=== Set task ===
Report each line of the data that has "this" somewhere in it.

=== Given data ===
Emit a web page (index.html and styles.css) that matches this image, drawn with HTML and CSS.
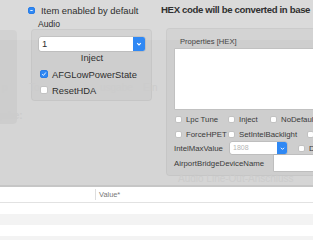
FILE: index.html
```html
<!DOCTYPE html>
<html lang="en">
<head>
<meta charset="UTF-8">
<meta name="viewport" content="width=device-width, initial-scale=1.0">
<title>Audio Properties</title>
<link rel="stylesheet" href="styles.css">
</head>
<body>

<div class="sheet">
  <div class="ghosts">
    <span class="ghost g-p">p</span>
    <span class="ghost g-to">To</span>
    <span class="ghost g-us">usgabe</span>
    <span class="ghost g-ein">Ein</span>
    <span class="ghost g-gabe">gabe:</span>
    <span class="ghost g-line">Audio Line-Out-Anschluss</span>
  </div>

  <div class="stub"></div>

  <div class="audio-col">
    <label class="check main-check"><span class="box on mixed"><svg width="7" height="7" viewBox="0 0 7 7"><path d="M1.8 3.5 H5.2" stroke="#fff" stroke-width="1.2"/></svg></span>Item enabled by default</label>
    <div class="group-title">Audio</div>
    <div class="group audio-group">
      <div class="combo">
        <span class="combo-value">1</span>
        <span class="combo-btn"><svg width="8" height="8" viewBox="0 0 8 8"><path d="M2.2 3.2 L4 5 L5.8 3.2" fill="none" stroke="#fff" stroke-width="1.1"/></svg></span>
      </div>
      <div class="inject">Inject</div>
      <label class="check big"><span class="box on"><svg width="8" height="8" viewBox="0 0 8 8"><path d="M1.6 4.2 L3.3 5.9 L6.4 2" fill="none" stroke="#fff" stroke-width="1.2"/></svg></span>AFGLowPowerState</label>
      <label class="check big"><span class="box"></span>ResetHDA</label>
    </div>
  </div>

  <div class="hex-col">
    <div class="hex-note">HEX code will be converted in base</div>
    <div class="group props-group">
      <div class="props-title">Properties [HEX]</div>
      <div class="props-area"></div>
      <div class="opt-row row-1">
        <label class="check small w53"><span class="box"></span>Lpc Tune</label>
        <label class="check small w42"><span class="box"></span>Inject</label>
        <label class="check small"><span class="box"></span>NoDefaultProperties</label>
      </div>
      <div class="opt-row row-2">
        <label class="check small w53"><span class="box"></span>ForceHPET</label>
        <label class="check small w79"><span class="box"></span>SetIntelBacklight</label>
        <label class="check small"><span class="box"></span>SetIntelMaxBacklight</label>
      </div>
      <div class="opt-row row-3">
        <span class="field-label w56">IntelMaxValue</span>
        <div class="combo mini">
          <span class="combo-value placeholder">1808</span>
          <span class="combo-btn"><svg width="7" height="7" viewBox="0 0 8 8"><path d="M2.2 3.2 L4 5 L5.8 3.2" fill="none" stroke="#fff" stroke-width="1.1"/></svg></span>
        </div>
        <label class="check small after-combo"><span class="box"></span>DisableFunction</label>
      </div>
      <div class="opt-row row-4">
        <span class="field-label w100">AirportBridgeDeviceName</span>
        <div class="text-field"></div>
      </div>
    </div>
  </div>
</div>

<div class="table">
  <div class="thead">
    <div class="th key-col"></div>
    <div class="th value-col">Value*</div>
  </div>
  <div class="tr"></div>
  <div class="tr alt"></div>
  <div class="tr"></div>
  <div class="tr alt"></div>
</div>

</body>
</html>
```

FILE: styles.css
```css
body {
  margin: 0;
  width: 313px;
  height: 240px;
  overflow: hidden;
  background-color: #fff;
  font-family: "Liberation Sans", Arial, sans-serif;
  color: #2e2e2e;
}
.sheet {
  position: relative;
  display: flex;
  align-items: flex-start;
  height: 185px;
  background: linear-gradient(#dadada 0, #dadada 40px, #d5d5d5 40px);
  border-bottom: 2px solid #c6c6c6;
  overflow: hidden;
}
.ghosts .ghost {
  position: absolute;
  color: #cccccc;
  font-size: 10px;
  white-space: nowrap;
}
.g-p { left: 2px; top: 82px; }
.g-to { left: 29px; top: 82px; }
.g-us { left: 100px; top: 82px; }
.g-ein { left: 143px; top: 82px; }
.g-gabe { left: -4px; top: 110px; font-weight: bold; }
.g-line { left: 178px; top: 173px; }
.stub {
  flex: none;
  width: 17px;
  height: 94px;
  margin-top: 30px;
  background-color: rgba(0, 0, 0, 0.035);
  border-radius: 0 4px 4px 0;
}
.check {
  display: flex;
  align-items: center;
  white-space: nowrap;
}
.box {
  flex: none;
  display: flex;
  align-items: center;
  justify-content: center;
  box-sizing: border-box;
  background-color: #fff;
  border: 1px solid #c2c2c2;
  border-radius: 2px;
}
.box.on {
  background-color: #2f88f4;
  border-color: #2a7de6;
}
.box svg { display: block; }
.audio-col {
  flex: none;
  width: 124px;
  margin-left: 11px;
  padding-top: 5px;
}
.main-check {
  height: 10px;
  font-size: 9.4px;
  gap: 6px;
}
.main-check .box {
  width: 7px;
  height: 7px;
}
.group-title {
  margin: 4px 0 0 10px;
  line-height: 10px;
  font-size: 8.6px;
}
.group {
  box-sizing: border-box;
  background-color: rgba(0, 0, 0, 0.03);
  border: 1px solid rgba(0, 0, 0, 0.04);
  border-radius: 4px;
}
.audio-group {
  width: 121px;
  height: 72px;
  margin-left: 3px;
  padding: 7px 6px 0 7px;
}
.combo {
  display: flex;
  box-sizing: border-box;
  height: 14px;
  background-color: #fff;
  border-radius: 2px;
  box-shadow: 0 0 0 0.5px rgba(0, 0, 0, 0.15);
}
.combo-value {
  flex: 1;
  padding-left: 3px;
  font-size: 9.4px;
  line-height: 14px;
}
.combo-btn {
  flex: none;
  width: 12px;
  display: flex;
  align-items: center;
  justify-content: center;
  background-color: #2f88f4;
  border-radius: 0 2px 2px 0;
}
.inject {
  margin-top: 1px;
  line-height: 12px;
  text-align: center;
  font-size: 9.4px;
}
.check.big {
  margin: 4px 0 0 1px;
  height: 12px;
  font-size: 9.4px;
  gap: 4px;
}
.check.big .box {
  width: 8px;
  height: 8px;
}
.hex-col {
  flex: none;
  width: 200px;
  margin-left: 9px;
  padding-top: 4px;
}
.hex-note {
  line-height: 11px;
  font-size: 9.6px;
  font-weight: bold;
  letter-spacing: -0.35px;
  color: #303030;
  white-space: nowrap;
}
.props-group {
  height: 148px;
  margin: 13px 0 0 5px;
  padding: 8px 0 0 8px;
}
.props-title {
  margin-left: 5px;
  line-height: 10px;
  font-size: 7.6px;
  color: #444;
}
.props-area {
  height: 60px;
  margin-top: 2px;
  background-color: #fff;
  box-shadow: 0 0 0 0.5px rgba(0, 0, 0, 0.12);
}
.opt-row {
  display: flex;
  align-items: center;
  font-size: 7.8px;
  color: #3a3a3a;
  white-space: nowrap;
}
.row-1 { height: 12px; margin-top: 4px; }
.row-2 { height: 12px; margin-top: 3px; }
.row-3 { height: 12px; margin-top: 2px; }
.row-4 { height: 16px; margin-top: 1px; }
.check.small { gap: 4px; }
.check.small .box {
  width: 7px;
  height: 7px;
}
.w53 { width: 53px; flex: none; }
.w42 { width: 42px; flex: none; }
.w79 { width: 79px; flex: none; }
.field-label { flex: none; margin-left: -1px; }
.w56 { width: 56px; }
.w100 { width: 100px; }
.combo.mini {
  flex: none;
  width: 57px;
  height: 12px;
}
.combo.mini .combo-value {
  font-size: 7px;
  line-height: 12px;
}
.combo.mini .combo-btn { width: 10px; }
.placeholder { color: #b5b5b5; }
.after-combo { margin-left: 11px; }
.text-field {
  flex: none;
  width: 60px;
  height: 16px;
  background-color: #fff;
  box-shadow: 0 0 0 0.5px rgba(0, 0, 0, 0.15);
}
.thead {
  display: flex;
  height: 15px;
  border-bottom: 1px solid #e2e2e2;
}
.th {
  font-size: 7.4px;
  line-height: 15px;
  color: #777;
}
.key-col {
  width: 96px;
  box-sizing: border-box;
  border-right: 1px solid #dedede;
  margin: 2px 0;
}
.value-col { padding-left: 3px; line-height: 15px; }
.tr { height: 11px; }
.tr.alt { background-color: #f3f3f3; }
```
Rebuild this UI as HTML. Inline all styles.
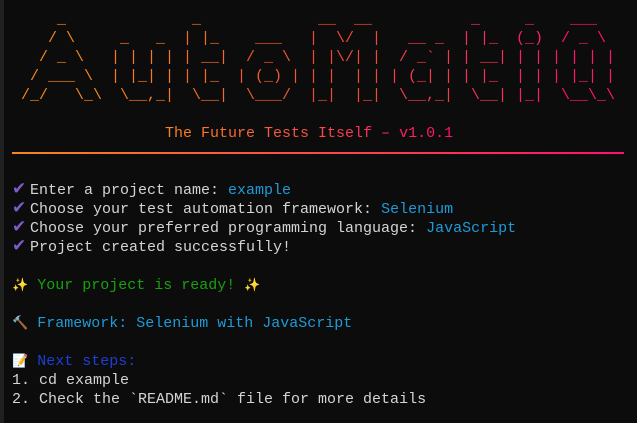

=== Output ===
Emit a web page (index.html and styles.css) that matches this image, drawn with HTML and CSS.
Rebuild this UI as HTML. Inline all styles.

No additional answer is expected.